Exercise instructions: Copy each line in the data that includes the word "React".

Input data:
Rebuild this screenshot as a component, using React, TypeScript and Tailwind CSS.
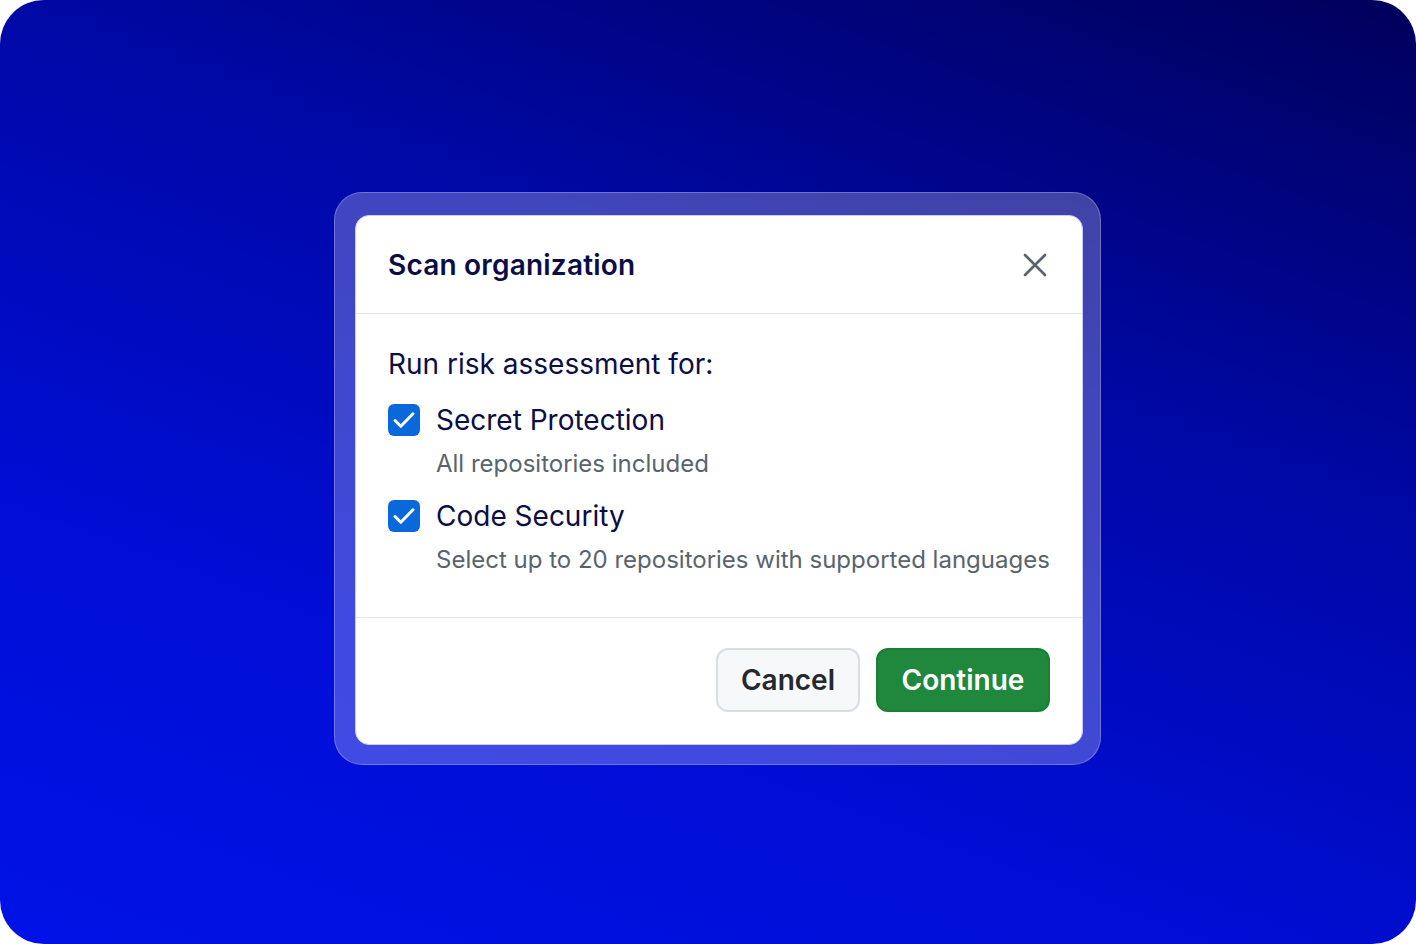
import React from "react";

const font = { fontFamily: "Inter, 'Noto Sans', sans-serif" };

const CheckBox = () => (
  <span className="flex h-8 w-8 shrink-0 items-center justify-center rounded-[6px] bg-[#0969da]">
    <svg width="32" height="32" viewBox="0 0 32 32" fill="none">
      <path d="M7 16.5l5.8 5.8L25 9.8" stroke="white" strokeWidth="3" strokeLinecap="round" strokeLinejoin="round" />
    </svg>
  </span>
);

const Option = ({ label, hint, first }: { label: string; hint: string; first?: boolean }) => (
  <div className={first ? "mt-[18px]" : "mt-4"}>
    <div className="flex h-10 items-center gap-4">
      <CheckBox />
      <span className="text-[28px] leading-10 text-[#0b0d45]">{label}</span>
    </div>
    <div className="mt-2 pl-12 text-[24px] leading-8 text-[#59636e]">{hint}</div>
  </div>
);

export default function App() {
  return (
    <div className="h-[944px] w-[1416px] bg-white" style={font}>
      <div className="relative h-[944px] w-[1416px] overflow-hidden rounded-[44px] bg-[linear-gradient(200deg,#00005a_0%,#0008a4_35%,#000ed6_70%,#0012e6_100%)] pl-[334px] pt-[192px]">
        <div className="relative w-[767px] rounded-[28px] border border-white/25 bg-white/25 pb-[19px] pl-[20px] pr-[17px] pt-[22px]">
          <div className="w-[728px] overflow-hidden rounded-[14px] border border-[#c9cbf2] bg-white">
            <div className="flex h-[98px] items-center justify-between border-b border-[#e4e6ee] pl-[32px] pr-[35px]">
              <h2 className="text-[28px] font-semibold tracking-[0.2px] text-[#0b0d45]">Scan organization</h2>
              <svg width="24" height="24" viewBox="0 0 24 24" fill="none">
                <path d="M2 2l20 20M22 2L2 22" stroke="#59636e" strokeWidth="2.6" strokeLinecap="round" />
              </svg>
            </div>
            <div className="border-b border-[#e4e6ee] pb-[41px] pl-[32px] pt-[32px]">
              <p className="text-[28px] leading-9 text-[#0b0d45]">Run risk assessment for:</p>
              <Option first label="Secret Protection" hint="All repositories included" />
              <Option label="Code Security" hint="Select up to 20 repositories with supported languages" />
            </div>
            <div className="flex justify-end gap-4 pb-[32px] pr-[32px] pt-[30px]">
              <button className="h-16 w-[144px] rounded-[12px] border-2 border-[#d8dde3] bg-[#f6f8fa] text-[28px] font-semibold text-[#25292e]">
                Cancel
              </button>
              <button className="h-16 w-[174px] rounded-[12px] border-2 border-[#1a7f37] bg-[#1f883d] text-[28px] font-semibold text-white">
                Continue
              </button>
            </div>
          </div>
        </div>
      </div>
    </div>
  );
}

--

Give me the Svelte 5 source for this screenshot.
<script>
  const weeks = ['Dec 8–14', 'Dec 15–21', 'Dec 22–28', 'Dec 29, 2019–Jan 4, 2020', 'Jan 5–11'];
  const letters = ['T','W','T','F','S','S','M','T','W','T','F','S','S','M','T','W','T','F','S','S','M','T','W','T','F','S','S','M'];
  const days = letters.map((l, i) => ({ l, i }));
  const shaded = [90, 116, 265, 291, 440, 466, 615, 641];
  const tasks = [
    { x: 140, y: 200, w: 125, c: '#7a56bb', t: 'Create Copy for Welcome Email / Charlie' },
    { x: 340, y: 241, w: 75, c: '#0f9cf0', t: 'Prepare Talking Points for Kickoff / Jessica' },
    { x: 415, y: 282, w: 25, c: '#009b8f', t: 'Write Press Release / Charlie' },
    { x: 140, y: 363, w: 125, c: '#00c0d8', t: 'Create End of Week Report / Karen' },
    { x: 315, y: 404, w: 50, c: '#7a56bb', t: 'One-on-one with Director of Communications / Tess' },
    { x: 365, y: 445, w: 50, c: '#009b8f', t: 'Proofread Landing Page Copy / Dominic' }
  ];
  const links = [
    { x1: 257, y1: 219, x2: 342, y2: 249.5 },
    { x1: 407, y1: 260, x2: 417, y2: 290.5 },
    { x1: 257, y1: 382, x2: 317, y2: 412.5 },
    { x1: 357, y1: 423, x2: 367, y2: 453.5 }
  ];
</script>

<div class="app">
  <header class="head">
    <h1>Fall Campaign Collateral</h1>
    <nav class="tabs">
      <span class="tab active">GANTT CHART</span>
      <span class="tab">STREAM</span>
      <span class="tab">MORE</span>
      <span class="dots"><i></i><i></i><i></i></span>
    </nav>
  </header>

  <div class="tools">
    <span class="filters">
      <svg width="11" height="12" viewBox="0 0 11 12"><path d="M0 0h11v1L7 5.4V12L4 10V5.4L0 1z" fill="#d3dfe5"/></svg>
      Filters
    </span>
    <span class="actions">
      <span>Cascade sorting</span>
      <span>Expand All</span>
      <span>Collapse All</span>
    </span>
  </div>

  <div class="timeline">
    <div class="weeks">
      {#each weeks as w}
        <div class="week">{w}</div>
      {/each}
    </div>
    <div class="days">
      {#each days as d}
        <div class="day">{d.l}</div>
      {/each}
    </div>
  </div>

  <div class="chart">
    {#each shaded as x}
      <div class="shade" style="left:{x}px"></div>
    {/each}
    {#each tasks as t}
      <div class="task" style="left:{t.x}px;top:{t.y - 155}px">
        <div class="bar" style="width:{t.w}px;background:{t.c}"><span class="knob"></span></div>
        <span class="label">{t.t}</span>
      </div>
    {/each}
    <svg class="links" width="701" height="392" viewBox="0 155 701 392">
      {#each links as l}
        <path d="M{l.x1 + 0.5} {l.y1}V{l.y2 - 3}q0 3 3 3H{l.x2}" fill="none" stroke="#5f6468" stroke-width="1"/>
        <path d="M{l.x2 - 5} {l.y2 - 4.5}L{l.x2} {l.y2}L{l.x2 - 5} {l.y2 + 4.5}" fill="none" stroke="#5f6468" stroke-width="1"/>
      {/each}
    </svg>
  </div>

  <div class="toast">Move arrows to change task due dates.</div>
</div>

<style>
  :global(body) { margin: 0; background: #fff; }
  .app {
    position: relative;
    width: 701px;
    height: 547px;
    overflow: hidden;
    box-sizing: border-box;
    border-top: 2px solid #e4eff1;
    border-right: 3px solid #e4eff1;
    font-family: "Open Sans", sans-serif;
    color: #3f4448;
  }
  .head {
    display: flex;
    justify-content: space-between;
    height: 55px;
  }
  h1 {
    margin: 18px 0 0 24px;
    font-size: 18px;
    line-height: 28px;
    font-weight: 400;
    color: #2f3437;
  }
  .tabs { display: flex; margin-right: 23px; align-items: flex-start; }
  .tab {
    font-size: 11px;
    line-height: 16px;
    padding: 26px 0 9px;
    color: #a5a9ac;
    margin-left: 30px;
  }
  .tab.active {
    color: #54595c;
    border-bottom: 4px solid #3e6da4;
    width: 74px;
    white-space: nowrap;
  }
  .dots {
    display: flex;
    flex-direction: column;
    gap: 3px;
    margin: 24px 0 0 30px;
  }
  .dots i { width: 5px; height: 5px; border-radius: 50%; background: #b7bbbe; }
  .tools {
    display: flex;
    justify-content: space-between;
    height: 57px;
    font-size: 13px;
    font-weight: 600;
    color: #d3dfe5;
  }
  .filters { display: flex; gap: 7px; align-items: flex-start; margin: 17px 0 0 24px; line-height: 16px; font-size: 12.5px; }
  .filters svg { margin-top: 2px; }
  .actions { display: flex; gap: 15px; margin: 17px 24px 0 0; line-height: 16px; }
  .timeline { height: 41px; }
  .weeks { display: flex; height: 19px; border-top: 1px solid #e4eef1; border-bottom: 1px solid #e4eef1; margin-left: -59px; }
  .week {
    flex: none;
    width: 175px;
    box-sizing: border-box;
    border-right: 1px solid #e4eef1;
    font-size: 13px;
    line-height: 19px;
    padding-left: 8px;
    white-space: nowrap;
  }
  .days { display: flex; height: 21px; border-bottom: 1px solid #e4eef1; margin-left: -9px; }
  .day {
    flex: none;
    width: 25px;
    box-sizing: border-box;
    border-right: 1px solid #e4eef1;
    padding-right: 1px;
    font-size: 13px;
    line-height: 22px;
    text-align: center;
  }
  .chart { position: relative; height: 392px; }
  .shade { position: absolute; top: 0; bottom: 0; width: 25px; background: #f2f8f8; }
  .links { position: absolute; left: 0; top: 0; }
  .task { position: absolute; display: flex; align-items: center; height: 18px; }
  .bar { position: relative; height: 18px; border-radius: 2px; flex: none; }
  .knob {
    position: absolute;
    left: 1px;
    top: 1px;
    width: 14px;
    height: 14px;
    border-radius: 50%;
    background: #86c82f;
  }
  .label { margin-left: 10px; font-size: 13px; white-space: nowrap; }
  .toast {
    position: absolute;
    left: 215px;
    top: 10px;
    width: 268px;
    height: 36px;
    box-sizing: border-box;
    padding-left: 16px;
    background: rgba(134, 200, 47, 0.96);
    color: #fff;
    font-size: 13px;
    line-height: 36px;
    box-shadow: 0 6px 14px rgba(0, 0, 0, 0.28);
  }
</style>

Task solution:
Rebuild this screenshot as a component, using React, TypeScript and Tailwind CSS.
import React from "react";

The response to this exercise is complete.